▸ **STORED DATA**:
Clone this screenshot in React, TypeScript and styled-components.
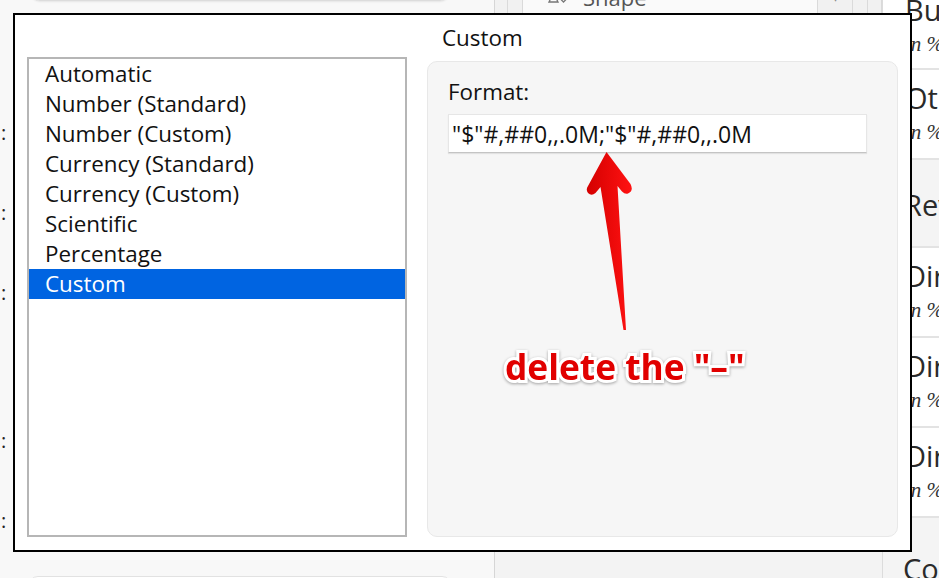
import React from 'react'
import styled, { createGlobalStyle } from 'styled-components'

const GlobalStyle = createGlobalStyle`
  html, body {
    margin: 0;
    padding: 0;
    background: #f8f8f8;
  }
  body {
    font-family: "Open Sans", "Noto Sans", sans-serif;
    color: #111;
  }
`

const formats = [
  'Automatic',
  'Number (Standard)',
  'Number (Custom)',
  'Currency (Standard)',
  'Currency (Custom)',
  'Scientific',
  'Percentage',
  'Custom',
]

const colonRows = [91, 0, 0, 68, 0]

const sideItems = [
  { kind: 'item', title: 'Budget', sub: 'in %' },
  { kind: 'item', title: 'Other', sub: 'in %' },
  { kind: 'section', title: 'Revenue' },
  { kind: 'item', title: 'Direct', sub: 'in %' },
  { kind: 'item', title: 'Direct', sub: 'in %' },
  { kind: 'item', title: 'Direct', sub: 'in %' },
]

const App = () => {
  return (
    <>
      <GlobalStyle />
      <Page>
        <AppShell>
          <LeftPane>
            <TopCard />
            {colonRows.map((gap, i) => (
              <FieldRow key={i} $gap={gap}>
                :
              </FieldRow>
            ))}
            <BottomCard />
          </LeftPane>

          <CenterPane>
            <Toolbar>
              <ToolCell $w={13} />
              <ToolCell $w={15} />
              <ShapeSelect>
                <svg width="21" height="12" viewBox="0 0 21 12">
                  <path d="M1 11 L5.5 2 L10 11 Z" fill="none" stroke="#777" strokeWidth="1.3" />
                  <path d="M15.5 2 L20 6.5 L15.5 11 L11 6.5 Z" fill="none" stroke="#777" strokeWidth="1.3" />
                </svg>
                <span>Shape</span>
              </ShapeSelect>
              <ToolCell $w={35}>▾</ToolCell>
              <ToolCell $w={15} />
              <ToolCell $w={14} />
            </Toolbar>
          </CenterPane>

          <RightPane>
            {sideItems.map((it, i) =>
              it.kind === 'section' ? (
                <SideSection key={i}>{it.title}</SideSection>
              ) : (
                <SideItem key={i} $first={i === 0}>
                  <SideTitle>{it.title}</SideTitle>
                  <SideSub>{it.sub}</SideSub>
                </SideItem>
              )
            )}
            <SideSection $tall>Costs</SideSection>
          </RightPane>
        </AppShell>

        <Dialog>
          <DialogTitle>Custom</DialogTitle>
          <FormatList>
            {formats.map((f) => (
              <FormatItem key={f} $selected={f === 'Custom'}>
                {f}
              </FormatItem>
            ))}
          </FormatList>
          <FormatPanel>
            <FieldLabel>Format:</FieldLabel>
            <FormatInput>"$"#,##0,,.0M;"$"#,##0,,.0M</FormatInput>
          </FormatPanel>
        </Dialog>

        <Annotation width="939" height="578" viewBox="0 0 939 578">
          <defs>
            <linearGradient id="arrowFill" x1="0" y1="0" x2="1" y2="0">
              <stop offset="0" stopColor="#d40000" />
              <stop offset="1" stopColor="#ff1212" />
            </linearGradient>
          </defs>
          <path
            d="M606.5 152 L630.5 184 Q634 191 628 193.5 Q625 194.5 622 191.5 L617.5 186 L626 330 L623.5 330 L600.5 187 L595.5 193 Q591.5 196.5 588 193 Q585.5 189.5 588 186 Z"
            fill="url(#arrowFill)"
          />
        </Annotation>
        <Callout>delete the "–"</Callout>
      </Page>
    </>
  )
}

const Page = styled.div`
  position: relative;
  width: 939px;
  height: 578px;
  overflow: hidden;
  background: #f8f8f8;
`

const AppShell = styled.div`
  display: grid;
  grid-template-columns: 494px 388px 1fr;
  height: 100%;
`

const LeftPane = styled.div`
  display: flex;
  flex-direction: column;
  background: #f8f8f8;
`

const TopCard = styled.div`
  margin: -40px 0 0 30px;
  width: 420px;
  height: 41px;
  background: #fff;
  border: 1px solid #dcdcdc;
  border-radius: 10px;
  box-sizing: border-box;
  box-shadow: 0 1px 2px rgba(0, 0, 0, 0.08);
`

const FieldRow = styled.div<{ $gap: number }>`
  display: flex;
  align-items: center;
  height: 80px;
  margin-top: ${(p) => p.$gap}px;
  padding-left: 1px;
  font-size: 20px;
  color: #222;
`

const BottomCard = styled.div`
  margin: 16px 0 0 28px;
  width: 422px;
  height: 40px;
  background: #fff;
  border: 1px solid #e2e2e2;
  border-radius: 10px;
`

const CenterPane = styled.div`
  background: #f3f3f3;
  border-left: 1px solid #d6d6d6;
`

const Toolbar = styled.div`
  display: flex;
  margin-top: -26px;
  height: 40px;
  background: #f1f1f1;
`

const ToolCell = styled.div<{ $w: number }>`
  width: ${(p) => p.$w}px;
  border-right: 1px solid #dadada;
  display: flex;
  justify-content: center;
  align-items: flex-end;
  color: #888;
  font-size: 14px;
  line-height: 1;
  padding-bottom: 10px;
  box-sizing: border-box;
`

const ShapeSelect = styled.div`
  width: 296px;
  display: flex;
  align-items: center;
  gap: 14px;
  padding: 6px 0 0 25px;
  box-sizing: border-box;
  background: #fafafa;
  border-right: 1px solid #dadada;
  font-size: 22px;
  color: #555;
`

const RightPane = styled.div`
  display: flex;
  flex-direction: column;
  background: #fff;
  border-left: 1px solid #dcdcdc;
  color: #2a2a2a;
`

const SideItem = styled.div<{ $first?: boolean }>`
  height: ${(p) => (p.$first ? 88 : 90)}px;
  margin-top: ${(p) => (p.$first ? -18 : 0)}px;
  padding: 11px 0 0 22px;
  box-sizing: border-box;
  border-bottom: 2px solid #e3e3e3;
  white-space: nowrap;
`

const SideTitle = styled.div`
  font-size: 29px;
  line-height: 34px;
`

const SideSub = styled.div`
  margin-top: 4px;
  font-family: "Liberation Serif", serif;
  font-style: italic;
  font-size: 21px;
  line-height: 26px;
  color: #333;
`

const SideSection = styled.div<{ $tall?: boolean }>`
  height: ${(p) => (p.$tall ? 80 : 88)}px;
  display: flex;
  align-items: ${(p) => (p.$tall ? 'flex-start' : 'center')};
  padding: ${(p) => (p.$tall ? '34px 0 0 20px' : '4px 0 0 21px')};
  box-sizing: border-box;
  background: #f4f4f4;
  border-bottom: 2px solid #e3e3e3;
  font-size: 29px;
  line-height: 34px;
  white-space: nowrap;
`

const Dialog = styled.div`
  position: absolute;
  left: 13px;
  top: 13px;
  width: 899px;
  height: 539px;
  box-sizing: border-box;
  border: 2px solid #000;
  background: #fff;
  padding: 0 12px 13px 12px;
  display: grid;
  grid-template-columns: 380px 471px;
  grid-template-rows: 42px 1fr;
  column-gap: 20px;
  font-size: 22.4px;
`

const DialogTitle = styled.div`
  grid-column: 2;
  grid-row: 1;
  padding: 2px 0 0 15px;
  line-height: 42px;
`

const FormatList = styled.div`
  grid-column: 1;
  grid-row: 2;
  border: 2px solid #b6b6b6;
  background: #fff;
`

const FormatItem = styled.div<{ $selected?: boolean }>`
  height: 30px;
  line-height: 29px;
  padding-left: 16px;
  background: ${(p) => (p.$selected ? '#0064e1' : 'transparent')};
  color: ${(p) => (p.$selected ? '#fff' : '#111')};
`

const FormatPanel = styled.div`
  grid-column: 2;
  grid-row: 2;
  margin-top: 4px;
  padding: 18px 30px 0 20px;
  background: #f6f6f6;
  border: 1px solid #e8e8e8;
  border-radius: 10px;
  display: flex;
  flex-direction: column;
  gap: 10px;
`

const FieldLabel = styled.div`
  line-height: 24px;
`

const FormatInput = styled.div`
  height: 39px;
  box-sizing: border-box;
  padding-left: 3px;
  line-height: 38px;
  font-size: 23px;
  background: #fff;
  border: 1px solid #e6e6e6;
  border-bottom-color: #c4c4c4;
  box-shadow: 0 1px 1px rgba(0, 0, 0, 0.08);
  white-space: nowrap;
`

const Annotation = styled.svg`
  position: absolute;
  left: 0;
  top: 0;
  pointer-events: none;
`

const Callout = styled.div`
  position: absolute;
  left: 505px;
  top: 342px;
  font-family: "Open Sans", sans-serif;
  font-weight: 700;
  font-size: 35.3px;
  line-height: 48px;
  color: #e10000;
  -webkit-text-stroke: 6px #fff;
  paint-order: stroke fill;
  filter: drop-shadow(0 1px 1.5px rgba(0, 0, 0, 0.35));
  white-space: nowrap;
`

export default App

▸ **DO THIS**:
Of the lines in the data, how many hold the string "React"? State the number, nothing else.

▸ **ANSWER FOR THIS EXERCISE**:
2